Holographic storage devices have the potential to both hold much more data than magnetic technologies and access it much faster. Holograms are made by bouncing a laser beam off an object and having a second laser beam intersect the reflected light. The laser beams interfere with each other, producing a unique pattern of bright and dark areas that can be captured in storage media like light-sensitive plastics or glass composites. The resulting hologram can be illuminated by shining the second laser beam on the media at the same angle as when the hologram was recorded.
Data is stored holographically by shining a laser beam through a two-dimensional display, usually a liquid crystal display, containing a series of light and dark spots that represent 1s and 0s. Data holograms are two-dimensional pages rather than three-dimensional representations of objects. These holographic pages can be stacked by slightly varying the angle of the second laser beam. The thicker the storage medium, the more pages of data it can hold.

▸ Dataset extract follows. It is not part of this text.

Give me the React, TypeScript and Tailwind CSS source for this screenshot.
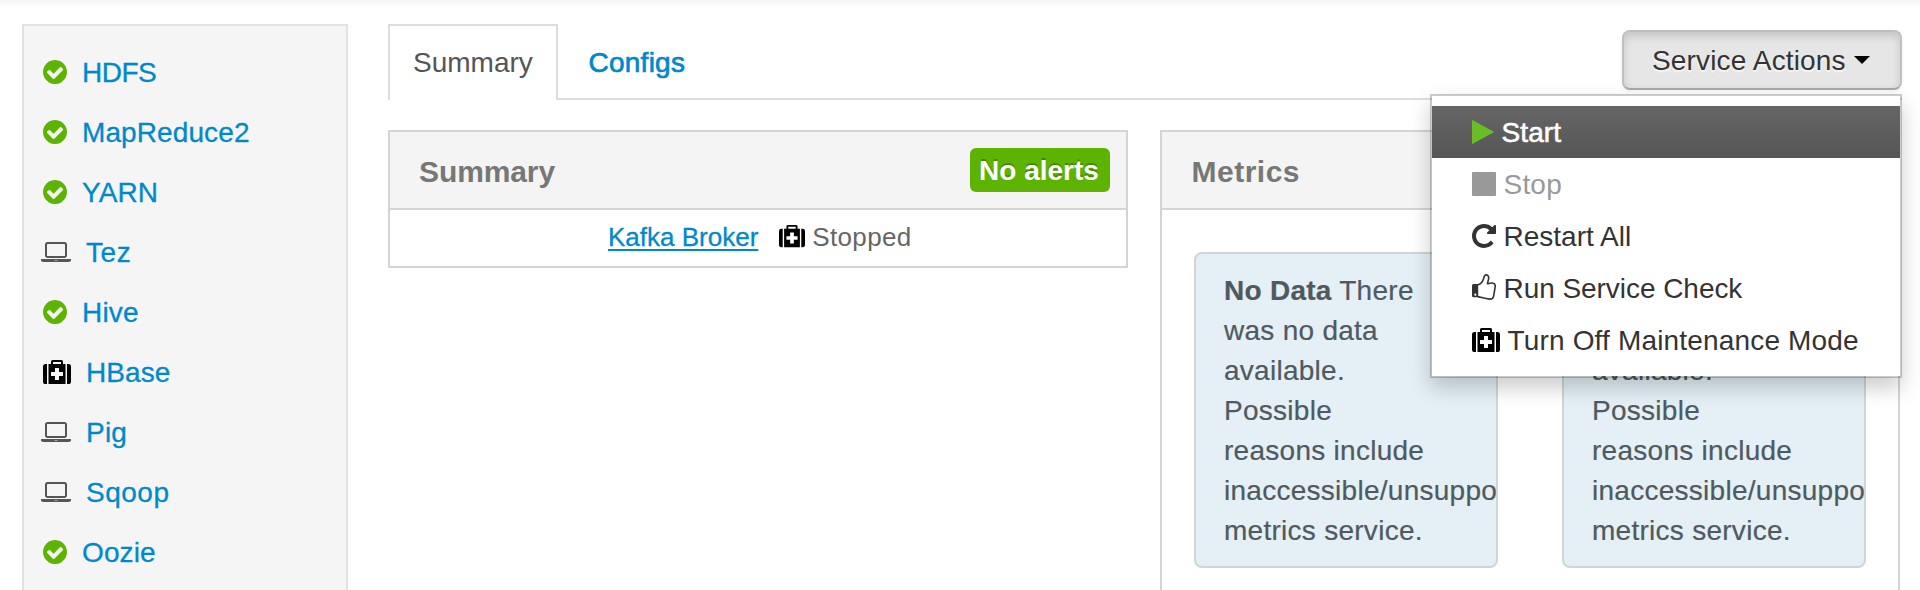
import type { ReactNode } from "react";

type IconName = "check" | "laptop" | "medkit" | "play" | "stop" | "repeat" | "thumb";

function Icon({ name, small }: { name: IconName; small?: boolean }) {
  switch (name) {
    case "check":
      return (
        <svg className="ml-[2px] mr-[15px] h-6 w-6 shrink-0 fill-[#5cb300]" viewBox="0 0 1536 1536">
          <path d="M1284 606q0-28-18-46l-91-90q-19-19-45-19t-45 19l-408 407-226-226q-19-19-45-19t-45 19l-91 90q-18 18-18 46 0 27 18 45l362 362q19 19 45 19 27 0 46-19l543-543q18-18 18-45zm252 162q0 209-103 385.5t-279.5 279.5-385.5 103-385.5-103-279.5-279.5-103-385.5 103-385.5 279.5-279.5 385.5-103 385.5 103 279.5 279.5 103 385.5z" />
        </svg>
      );
    case "laptop":
      return (
        <svg className="mr-[15px] h-5 w-[30px] shrink-0 fill-[#555]" viewBox="0 128 1920 1280">
          <path d="M416 1152q-66 0-113-47t-47-113v-704q0-66 47-113t113-47h1088q66 0 113 47t47 113v704q0 66-47 113t-113 47h-1088zm-32-864v704q0 13 9.5 22.5t22.5 9.5h1088q13 0 22.5-9.5t9.5-22.5v-704q0-13-9.5-22.5t-22.5-9.5h-1088q-13 0-22.5 9.5t-9.5 22.5zm1376 928h160v96q0 40-47 68t-113 28h-1600q-66 0-113-28t-47-68v-96h1760zm-720 96q16 0 16-16t-16-16h-160q-16 0-16 16t16 16h160z" />
        </svg>
      );
    case "medkit":
      return (
        <svg
          className={small ? "h-[22.3px] w-[26px] shrink-0 fill-black" : "h-6 w-7 shrink-0 fill-black"}
          viewBox="0 0 28 24"
        >
          <path
            fillRule="evenodd"
            d="M4 4V24H2.6Q0 24 0 21.4V6.6Q0 4 2.6 4ZM24 4H25.4Q28 4 28 6.6V21.4Q28 24 25.4 24H24ZM5.5 4H8V1.5Q8 0 9.5 0H18.5Q20 0 20 1.5V4H22.5V24H5.5ZM10 2V4H18V2ZM12 8V12H8V16H12V20H16V16H20V12H16V8Z"
          />
        </svg>
      );
    case "play":
      return (
        <svg className="h-6 w-[22px] shrink-0 fill-[#69be28]" viewBox="0 0 22 24">
          <path d="M0 .6Q0-.2.8.3L21.4 11.5Q22.3 12 21.4 12.5L.8 23.7Q0 24.2 0 23.4Z" />
        </svg>
      );
    case "stop":
      return (
        <svg className="h-6 w-6 shrink-0 fill-[#999]" viewBox="0 0 24 24">
          <rect width="24" height="24" rx="1" />
        </svg>
      );
    case "repeat":
      return (
        <svg className="h-6 w-6 shrink-0 fill-[#333]" viewBox="128 128 1536 1536">
          <path d="M1664 256v448q0 26-19 45t-45 19h-448q-42 0-59-40-17-39 14-69l138-138q-148-137-349-137-104 0-198.5 40.5t-163.5 109.5-109.5 163.5-40.5 198.5 40.5 198.5 109.5 163.5 163.5 109.5 198.5 40.5q119 0 225-52t179-147q7-10 23-12 15 0 25 9l137 138q9 8 9.5 20.5t-7.5 22.5q-109 132-264 204.5t-327 72.5q-156 0-298-61t-245-164-164-245-61-298 61-298 164-245 245-164 298-61q147 0 284.5 55.5t244.5 156.5l130-129q29-31 70-14 39 17 39 59z" />
        </svg>
      );
    case "thumb":
      return (
        <svg className="-mt-0.5 h-[26px] w-6 shrink-0" viewBox="0 0 24 26">
          <path
            fill="#333"
            fillRule="evenodd"
            d="M1.5 10H6.2V23.3H1.5Q0 23.3 0 21.8V11.5Q0 10 1.5 10ZM3.3 19.6a1.1 1.1 0 1 0 0 2.2 1.1 1.1 0 1 0 0-2.2Z"
          />
          <path
            fill="none"
            stroke="#333"
            strokeWidth="1.6"
            strokeLinejoin="round"
            d="M6 10.8C8.6 10.2 10.8 7.6 11.7 4.2C12.3 1.9 12.5.9 14 .9C15.7.9 16.8 2.3 16.7 4.2C16.6 6.2 15.4 8 15.5 9.7C17.3 9.2 19 8.7 20.5 9C22.6 9.4 23.4 10.8 23.2 12.6L21.6 22.3C21.1 24.6 19.4 25.2 17.5 25.1C13.5 24.9 10 23.5 6 22.6"
          />
        </svg>
      );
  }
}

interface Service {
  name: string;
  icon: IconName;
  tracking: string;
}

const services: Service[] = [
  { name: "HDFS", icon: "check", tracking: "tracking-[-0.5px]" },
  { name: "MapReduce2", icon: "check", tracking: "tracking-[0.1px]" },
  { name: "YARN", icon: "check", tracking: "tracking-[0.1px]" },
  { name: "Tez", icon: "laptop", tracking: "tracking-[0.6px]" },
  { name: "Hive", icon: "check", tracking: "tracking-[0.2px]" },
  { name: "HBase", icon: "medkit", tracking: "tracking-[0.1px]" },
  { name: "Pig", icon: "laptop", tracking: "tracking-[0.2px]" },
  { name: "Sqoop", icon: "laptop", tracking: "tracking-[0.5px]" },
  { name: "Oozie", icon: "check", tracking: "tracking-[0.1px]" },
];

function Sidebar() {
  return (
    <nav className="mt-6 h-[700px] w-[326px] shrink-0 border-2 border-[#e2e2e2] bg-[#f5f5f5] pt-4">
      <ul>
        {services.map((s) => (
          <li
            key={s.name}
            className="flex h-[60px] items-center pl-[17px] text-[#0088cc] [text-shadow:0_2px_0_rgba(255,255,255,0.5)] [-webkit-text-stroke:0.3px_#0088cc]"
          >
            {s.icon === "medkit" ? (
              <span className="ml-[2px] mr-[15px] flex">
                <Icon name="medkit" />
              </span>
            ) : (
              <Icon name={s.icon} />
            )}
            <a className={`pt-0.5 ${s.tracking}`}>{s.name}</a>
          </li>
        ))}
      </ul>
    </nav>
  );
}

interface PanelProps {
  title: string;
  titleClass: string;
  badge?: string;
  className: string;
  children: ReactNode;
}

function Panel({ title, titleClass, badge, className, children }: PanelProps) {
  return (
    <section className={className}>
      <header className="flex h-[78px] items-center justify-between border-b-2 border-[#d4d4d4] bg-[#f4f4f4] pr-4">
        <h2 className={`pt-[3px] text-[30px] font-bold leading-[40px] text-[#777] ${titleClass}`}>{title}</h2>
        {badge && (
          <span className="flex h-11 w-[140px] items-center justify-center rounded-md bg-[#5cb300] pr-0.5 pt-0.5 font-bold text-white [text-shadow:0_-2px_0_rgba(0,0,0,0.25)]">
            {badge}
          </span>
        )}
      </header>
      {children}
    </section>
  );
}

function NoData() {
  return (
    <div className="h-[316px] w-[304px] shrink-0 overflow-hidden rounded-lg border-2 border-[#ced6d8] bg-[#e4f0f6] px-7 pt-[17px] leading-[40px] tracking-[0.27px] text-[#4f5a60] [-webkit-text-stroke:0.2px_#4f5a60]">
      <p className="whitespace-nowrap">
        <b>No Data</b> There
        <br />
        was no data
        <br />
        available.
        <br />
        Possible
        <br />
        reasons include
        <br />
        inaccessible/unsupported
        <br />
        metrics service.
      </p>
    </div>
  );
}

interface Action {
  label: string;
  icon: IconName;
  row: string;
}

const actions: Action[] = [
  {
    label: "Start",
    icon: "play",
    row: "bg-linear-to-b from-[#666] to-[#555] text-white tracking-[0.1px] [-webkit-text-stroke:0.6px_#fff]",
  },
  { label: "Stop", icon: "stop", row: "text-[#999] tracking-[0.2px]" },
  { label: "Restart All", icon: "repeat", row: "text-[#333]" },
  { label: "Run Service Check", icon: "thumb", row: "text-[#333] tracking-[-0.05px]" },
  { label: "Turn Off Maintenance Mode", icon: "medkit", row: "text-[#333] tracking-[0.17px]" },
];

function ServiceActions() {
  return (
    <div className="relative mt-[30px] h-[60px] w-[280px]">
      <button className="flex h-full w-full items-center rounded-lg border-2 border-[#bfbfbf] border-b-[#a8a8a8] bg-[#e6e6e6] pl-7 tracking-[0.15px] text-[#333] shadow-[inset_0_4px_8px_rgba(0,0,0,0.15),0_2px_4px_rgba(0,0,0,0.05)] [text-shadow:0_2px_2px_rgba(255,255,255,0.75)]">
        <span className="pt-px">Service Actions</span>
        <svg className="ml-2 h-2 w-4 fill-black" viewBox="0 0 16 8">
          <path d="M0 0H16L8 8Z" />
        </svg>
      </button>
      <ul className="absolute right-0 top-16 z-10 w-[472px] border-2 border-black/20 bg-white bg-clip-padding py-2.5 shadow-[0_10px_20px_rgba(0,0,0,0.2)]">
        {actions.map((a) => (
          <li key={a.label} className={`flex h-[52px] items-center gap-[7.5px] whitespace-nowrap pl-10 ${a.row}`}>
            <Icon name={a.icon} />
            <span className="pt-0.5">{a.label}</span>
          </li>
        ))}
      </ul>
    </div>
  );
}

export default function App() {
  return (
    <div className="h-[590px] w-[1920px] overflow-hidden bg-white bg-[linear-gradient(to_bottom,#f5f5f5,#fff_9px)] font-['Liberation_Sans',Arial,sans-serif] text-[28px] leading-[40px]">
      <div className="flex pl-[22px]">
        <Sidebar />
        <main className="ml-10 w-[1514px] shrink-0">
          <div className="flex h-[100px] justify-between border-b-2 border-[#ddd]">
            <div className="mt-6 flex h-[76px]">
              <a className="w-[170px] border-2 border-b-0 border-[#ddd] bg-white pl-[23px] pt-[17px] text-[#555]">
                Summary
              </a>
              <a className="pl-[30.5px] pt-[19px] tracking-[0.25px] text-[#0088cc] [-webkit-text-stroke:0.7px_#0088cc]">
                Configs
              </a>
            </div>
            <ServiceActions />
          </div>
          <div className="mt-[30px] flex gap-8">
            <Panel
              title="Summary"
              titleClass="pl-[29px] tracking-[-0.1px]"
              badge="No alerts"
              className="h-[138px] w-[740px] border-2 border-[#d4d4d4]"
            >
              <div className="flex h-[53px] items-center pl-[218px] text-[26px]">
                <a className="text-[#0088cc] underline decoration-2 underline-offset-[3px] [-webkit-text-stroke:0.3px_#0088cc]">
                  Kafka Broker
                </a>
                <span className="ml-[21px] mr-[7px] flex">
                  <Icon name="medkit" small />
                </span>
                <span className="tracking-[0.35px] text-[#666]">Stopped</span>
              </div>
            </Panel>
            <Panel
              title="Metrics"
              titleClass="pl-[29.5px] tracking-[0.5px]"
              className="h-[600px] w-[740px] border-2 border-[#d4d4d4]"
            >
              <div className="flex gap-16 pl-8 pt-[42px]">
                <NoData />
                <NoData />
              </div>
            </Panel>
          </div>
        </main>
      </div>
    </div>
  );
}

Storing a bit in a single molecule is about as small as you can get. Certain molecules can be used to store data because they can be switched back and forth between two stable states that can represent the 1s and 0s of digital data. One of these is rotaxane, which contains a thin, thread-like section with a ring that moves freely around it. The ends of the thread section are thicker, preventing the ring from slipping off. Researchers have found ways to move the ring from one end of the thread to the other and the ring will stay where it is placed.
A bit can also be stored in a molecule by changing the molecule’s resistance. Some molecules can be made to change their electrical resistances by using a chemical reaction to add or remove electrons or applying a voltage to change the molecule’s shape. Researchers have shown that it is possible to read such a bit by applying a low voltage in order to measure the molecule’s resistance.